The bank soon made two rate cuts despite high inflation numbers to encourage freer exchange of money in the banking sector. In late November, the ECB agreed to new dollar-swap agreements with the Federal Reserve, the Bank of England, the Bank of Canada, Bank of Japan, and Swiss National Bank that would allow commercial banks easier access to dollars.

Most importantly, it followed up just weeks later with unprecedented new actions to add liquidity to the banking system–two three-year long-term refinancing operations that would give banks two chances to access an unlimited amount of money without paying much interest or setting aside much collateral.

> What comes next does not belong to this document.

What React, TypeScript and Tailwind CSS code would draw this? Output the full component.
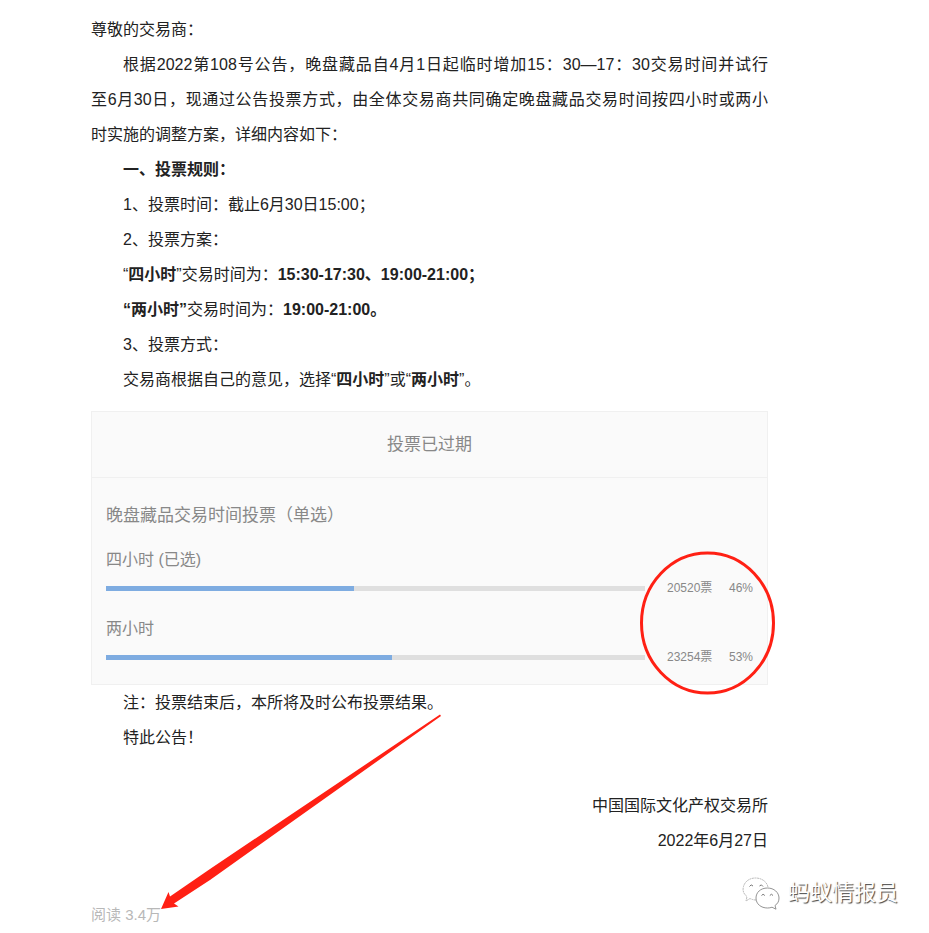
// ============================================
// Trading Hours Vote - Announcement Page
// ============================================

const pollOptions = [
  { id: 'four', label: '四小时 (已选)', votes: 20520, percent: 46 },
  { id: 'two', label: '两小时', votes: 23254, percent: 53 },
];

function Poll() {
  return (
    <section className="my-[14px] border border-[#f0f0f0] bg-[#fafafa] text-[#888]">
      <h2 className="border-b border-[#f0f0f0] py-5 text-center text-[17px] leading-[25px]">
        投票已过期
      </h2>
      <div className="px-[14px] pt-[25px] pb-[18px]">
        <h3 className="text-[17px] leading-[25px]">晚盘藏品交易时间投票（单选）</h3>
        {pollOptions.map((option) => (
          <div key={option.id} className="pt-5">
            <div id={option.id} className="text-base leading-6">
              {option.label}
            </div>
            <div className="mt-2 flex items-center text-xs leading-[17px]">
              <div
                role="progressbar"
                aria-labelledby={option.id}
                aria-valuenow={option.percent}
                className="h-[5px] flex-1 bg-[#dfdfdf]"
              >
                <div className="h-full bg-[#7eace1]" style={{ width: `${option.percent}%` }} />
              </div>
              <span className="ml-[22px] w-[62px]">{option.votes}票</span>
              <span>{option.percent}%</span>
            </div>
          </div>
        ))}
      </div>
    </section>
  );
}

// Red circle round the results and the arrow to the read count
function Annotations() {
  return (
    <svg
      className="pointer-events-none absolute top-0 left-0"
      width="929"
      height="933"
      viewBox="0 0 929 933"
      aria-hidden="true"
    >
      <ellipse cx="707.5" cy="623" rx="66" ry="70" fill="none" stroke="#ff2014" strokeWidth="3" />
      <path
        d="M440 714.5 L210 869 L170 896.5 L168.5 892 L161 909 L178.5 906.5 L174 903.5 L210 880 L441 716 Z"
        fill="#ff2014"
      />
    </svg>
  );
}

function WeChatMark() {
  return (
    <svg width="38" height="34" viewBox="0 0 38 34" fill="none" aria-hidden="true">
      <path
        d="M14 24 Q11 24 8 22.5 L4 25 L5 20.5 C1 17.5 0.5 14 1.5 10.5 C3 5 8 2 13.5 2 C20 2 25 6 26 11"
        stroke="#aaa"
        strokeWidth="0.8"
        strokeDasharray="2 0.6"
      />
      <path
        d="M25.5 12 C18.5 12 14 16.5 14 22 C14 28 19 32 25.5 32 Q28 32 30 31.2 L34 33.2 L33 29.5 C36 27.5 37 25 37 22 C37 16.5 32 12 25.5 12 Z"
        fill="#fff"
        stroke="#888"
        strokeWidth="0.9"
      />
      <path
        d="M7.5 10.5 Q9 7.5 11 10 M17.5 10 Q19.5 7.5 21 10.5 M19.5 19.5 Q21 17 22.8 19.5 M27.8 19.5 Q29.5 17 31 19.5"
        stroke="#777"
        strokeWidth="1"
      />
    </svg>
  );
}

export default function App() {
  return (
    <div className="relative min-h-screen bg-white pt-3 pr-[161px] pb-1 pl-[91px] font-['Liberation_Sans','Noto_Sans_CJK_SC',sans-serif] text-[#222]">
      <article lang="zh-CN" className="text-base leading-[35px]">
        <p>尊敬的交易商：</p>
        <p className="text-justify indent-8">
          根据2022第108号公告，晚盘藏品自4月1日起临时增加15：30—17：30交易时间并试行
          <span className="whitespace-nowrap">至6月30日</span>
          ，现通过公告投票方式，由全体交易商共同确定晚盘藏品交易时间按四小时或两小
          <span className="whitespace-nowrap">时实施</span>
          的调整方案，详细内容如下：
        </p>
        <div className="pl-8">
          <h1 className="font-bold">一、投票规则：</h1>
          <p>1、投票时间：截止6月30日15:00；</p>
          <p>2、投票方案：</p>
          <p>
            “<strong>四小时</strong>”交易时间为：<strong>15:30-17:30、19:00-21:00；</strong>
          </p>
          <p>
            <strong>“两小时”</strong>交易时间为：<strong>19:00-21:00。</strong>
          </p>
          <p>3、投票方式：</p>
          <p>
            交易商根据自己的意见，选择“<strong>四小时</strong>”或“<strong>两小时</strong>”。
          </p>
        </div>

        <Poll />

        <div className="-mt-[14px] pl-8">
          <p>注：投票结束后，本所将及时公布投票结果。</p>
          <p>特此公告！</p>
        </div>
        <div className="mt-[33px] text-right">
          <p>中国国际文化产权交易所</p>
          <p>2022年6月27日</p>
        </div>
      </article>

      <footer className="mt-[45px] text-[15px] leading-6 text-[#b8b8b8]">阅读 3.4万</footer>

      {/* Account watermark */}
      <div className="absolute top-[875px] right-[31px] flex items-center gap-2">
        <WeChatMark />
        <span className="text-[22px] leading-9 text-white [text-shadow:1px_1px_1px_#444]">
          蚂蚁情报员
        </span>
      </div>

      <Annotations />
    </div>
  );
}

These actions immediately flooded the banking sector with cash, papering over funding concerns that had so recently threatened to drive banks under.

Optimists speculated that the ECB’s newest non-standard measures to support liquidity in the banking system would effectively “save” Europe by inducing banks to buy Italian and Spanish government bonds with cheap cash from the ECB. Those actions made a huge impact on Italian and Spanish borrowing costs, particularly in the short term.

 

italy spain 2 year govt bond 1 year

Bloomberg

Yields on Italian (green) and Spanish (red) 2-year bonds fell sharply after the two LTROs in December and late February, however they have started rebounding since. (Percentages are shown.) 

However, after the second LTRO on February 28, the reprieve drew to an end. While Spain and Italy were paying far less to borrow than they were just a few months before, it was clear that the extra money in the system had not permanently satisfied investor fears, and that concerns about the solvency and sustainability of Europe’s banks and government remained paramount.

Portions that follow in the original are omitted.